## Provided records
^^^^^^^^

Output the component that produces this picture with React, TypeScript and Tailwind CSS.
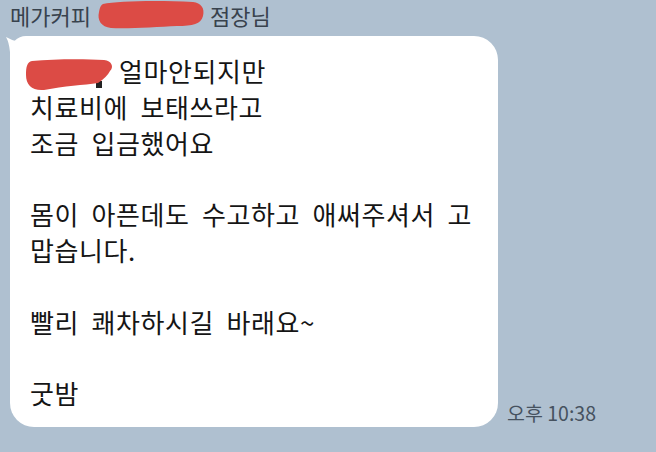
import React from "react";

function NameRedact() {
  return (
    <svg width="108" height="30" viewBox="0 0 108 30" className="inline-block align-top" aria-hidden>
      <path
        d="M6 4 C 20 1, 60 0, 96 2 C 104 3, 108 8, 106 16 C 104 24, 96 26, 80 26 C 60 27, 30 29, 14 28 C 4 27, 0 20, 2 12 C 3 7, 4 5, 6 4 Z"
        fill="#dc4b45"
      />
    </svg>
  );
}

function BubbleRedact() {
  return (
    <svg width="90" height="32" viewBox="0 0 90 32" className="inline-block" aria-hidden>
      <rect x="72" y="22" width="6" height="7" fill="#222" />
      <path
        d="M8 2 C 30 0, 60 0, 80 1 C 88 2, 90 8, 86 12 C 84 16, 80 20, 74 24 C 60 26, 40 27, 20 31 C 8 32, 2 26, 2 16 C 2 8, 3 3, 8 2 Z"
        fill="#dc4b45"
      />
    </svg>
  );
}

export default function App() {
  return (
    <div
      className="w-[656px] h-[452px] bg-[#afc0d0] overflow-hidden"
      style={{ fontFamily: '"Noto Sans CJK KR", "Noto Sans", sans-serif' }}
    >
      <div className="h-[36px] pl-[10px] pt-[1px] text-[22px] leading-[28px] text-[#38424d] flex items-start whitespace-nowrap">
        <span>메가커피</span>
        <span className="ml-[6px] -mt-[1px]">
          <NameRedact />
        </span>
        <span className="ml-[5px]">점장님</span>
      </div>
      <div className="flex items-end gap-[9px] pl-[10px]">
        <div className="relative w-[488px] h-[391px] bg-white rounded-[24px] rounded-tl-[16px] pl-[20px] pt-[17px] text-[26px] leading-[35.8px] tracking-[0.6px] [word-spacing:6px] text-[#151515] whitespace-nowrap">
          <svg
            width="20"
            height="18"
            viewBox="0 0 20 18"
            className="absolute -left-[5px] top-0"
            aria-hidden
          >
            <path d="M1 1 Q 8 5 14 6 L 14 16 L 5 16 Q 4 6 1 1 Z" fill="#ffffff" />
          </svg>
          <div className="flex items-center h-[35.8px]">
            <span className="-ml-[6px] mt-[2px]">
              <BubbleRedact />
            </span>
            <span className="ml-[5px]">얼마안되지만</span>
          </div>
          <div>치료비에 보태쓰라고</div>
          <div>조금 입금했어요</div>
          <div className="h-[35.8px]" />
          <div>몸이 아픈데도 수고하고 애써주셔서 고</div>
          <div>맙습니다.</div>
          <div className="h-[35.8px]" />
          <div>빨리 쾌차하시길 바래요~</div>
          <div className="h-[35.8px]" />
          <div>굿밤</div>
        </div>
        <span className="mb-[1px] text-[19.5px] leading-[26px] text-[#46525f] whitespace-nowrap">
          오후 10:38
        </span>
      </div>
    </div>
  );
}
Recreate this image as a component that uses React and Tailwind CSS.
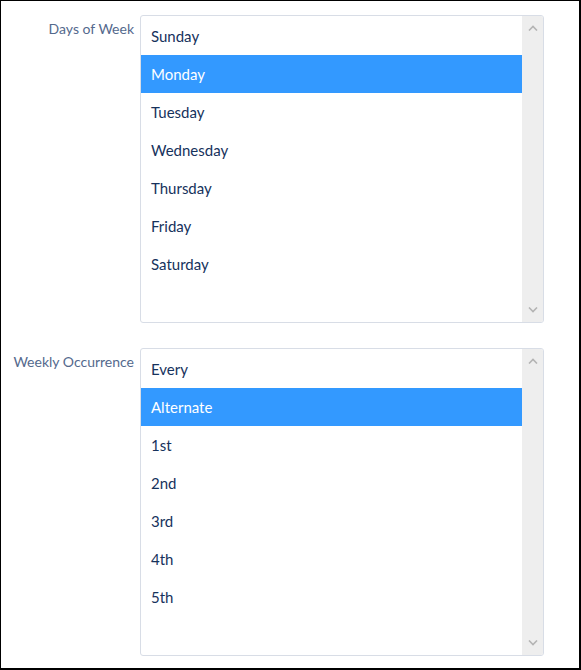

^^^^^^^^

## Problem to solve
Wherever a line in the data above holds "this", copy that line.

## Finished exercise
Output the component that produces this picture with React, TypeScript and Tailwind CSS.
Recreate this image as a component that uses React and Tailwind CSS.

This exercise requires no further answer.